I think the strongest plus is the connection with the opensource
community.  It's not just about getting software for free - some
people would even make the (occasionally correct) arguement that it's
worth what you paid for it...

1) The opensource gets so many more competent eyes on the code that
problems (and usually their solutions as well) are found very
quickly.

2) In addition, with open source developers are free to explore their
own variants.  These often lead to new extensions of the product that
might not have surfaced from the original developers.

3) Finally, the opensource community provides an invaluable informed
community - we don't just read the books, we read the code.  We are
able to separate the party line answer from the truth.  Now if we
could only get some social behavior patterns that aren't so scary...

On Apr 3, 12:59 pm, Mark Turner <m...@amerine.net> wrote:
> On Apr 3, 3:03 pm, Greg Donald <gdon...@gmail.com> wrote:
>
> > On Fri, Apr 3, 2009 at 4:18 PM, Mark Turner <m...@amerine.net> wrote:
> > > Rails is a mature framework
>
> > No, it's not.
>
> This conversation will go way out of Chris's question's. Sorry Chris.
>
>
>
> > How can you say something like that after everything that's changed
> > from 2.2 -> 2.3 ?  Or knowing what's likely to change with 3.0 when
> > more of Merb gets merged in?
>
> > When I read things like "middleware layers being completely rewritten"
> > it leads me to question why they were written so incorrectly to start
> > with that they needed to be completely rewritten.  When I read things
> > like "memory sessions have been removed" I gotta wonder who thought
> > they were a good idea to start with?  Newsflash: some of use were
> > using those.  (Yes I'm aware of how to get them back using the plugin,
> > that's not the point.)  If you're gonna put something in there, have a
> > good reason for putting it in there, have a reason so good that you
> > won't later find an opposing reason strong enough to remove it.
>
> You're trying to tell me that backwards compatibly is the key to
> determining maturity?
> I disagree completely. Just like moving from gcc 3.2 to 3.4..
> regressions happen. Hence the reason for the developer to stay on top
> of the changes in the frameworks, tools and languages they use for a
> living.

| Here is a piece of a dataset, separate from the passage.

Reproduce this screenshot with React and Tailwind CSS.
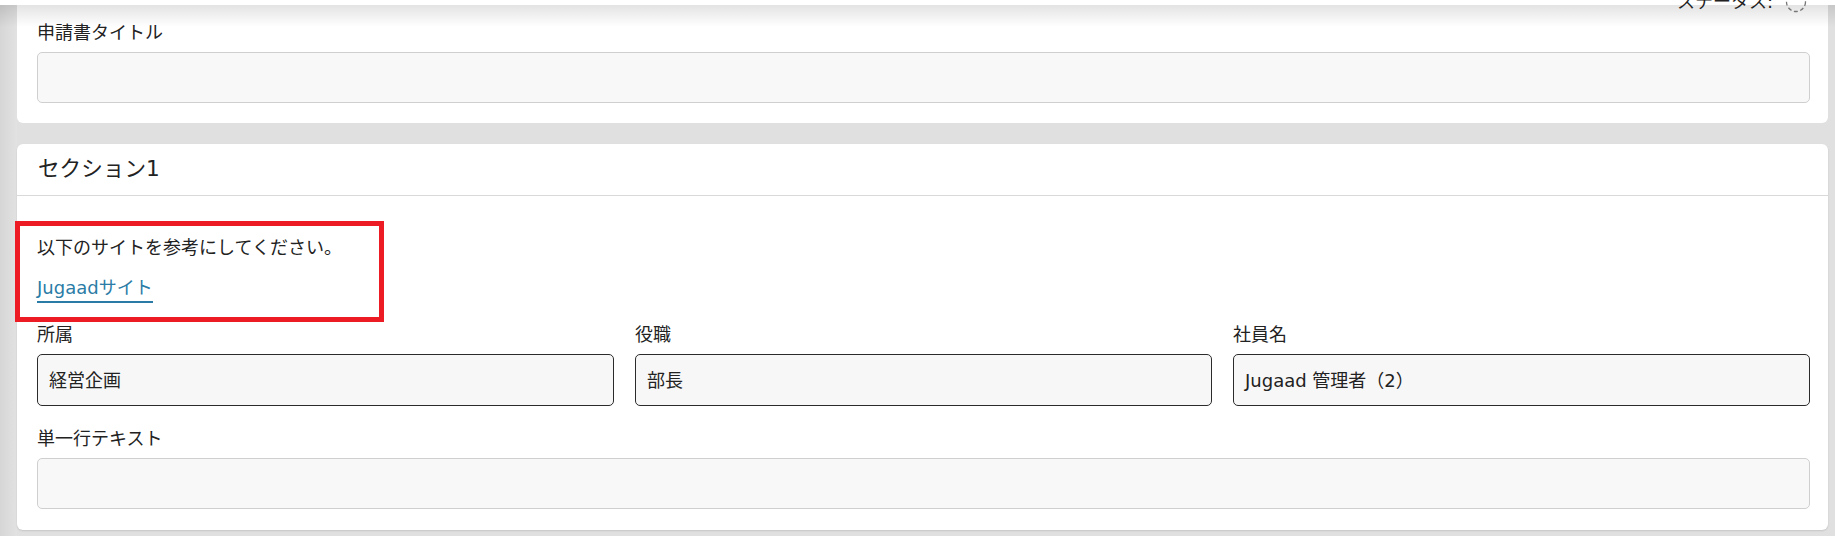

Hell look at Java 1.4 to the current 6.x (which if you follow
> their previous versioning it would be 1.6)changes most of the user
> exposed API's have been left alone but there are plenty of examples of
> changes that would cause you to experience pain deploying your 1.4 app
> on any 6.0 jre.
>
> This is one of the reasons testing has become so popular, not just in
> our community but in most other development communities.
>
> And I calling rails mature in comparison to .net mvc seems pretty rock
> solid to me.
>
> > The Rails API and docs change constantly and are often out of sync.
> > Last month for example, api.rubyonrails.com was showing new 2.3
> > features before 2.3 was even released.  How'd you like to be a new guy
> > scratching his head over grouped_options_for_select being in the docs
> > but not in the framework?  I could much more easily accept the reverse
> > case.
>
> Agreed.
>
> > And what about the gem servers that are constantly up and down?  How
> > can newcomers have any faith in Rail's maturity when you can't even
> > install it sometimes?
>
> Rubyforge happens to be the standard gem repo right now, and
> installing rails through gem is the de-facto standard method but
> hardly the only way.
>
>
>
> > And what about the book situation?  Rails is changing so much, so fast
> > that a Rails book you buy today will be useless 6 months from now.  I
> > have 8 and 10 year old Perl books that I still use to this very day.
>
> Hmm and I seem to have an 8 year old ruby book that is still just as
> valid as it is now, this is about Rails not Ruby. Try opening the
> Catalyst book from packt and tell me things won't be different today.
> This is an issue with computer books that's been around forever.
>
> > I love working in Rails, it's the fastest way I know of to build a
> > website, but mature is the last thing I'd ever say about it.  I have
> > absolutely no faith in the API remaining the same from even a .1 to a
> > .2 release, much less 2.x  to 3.0.  If you can't count on the
> > user-level API being stable how can you even begin to say it's mature?
>
> I guess we have different views about maturity. Oh well.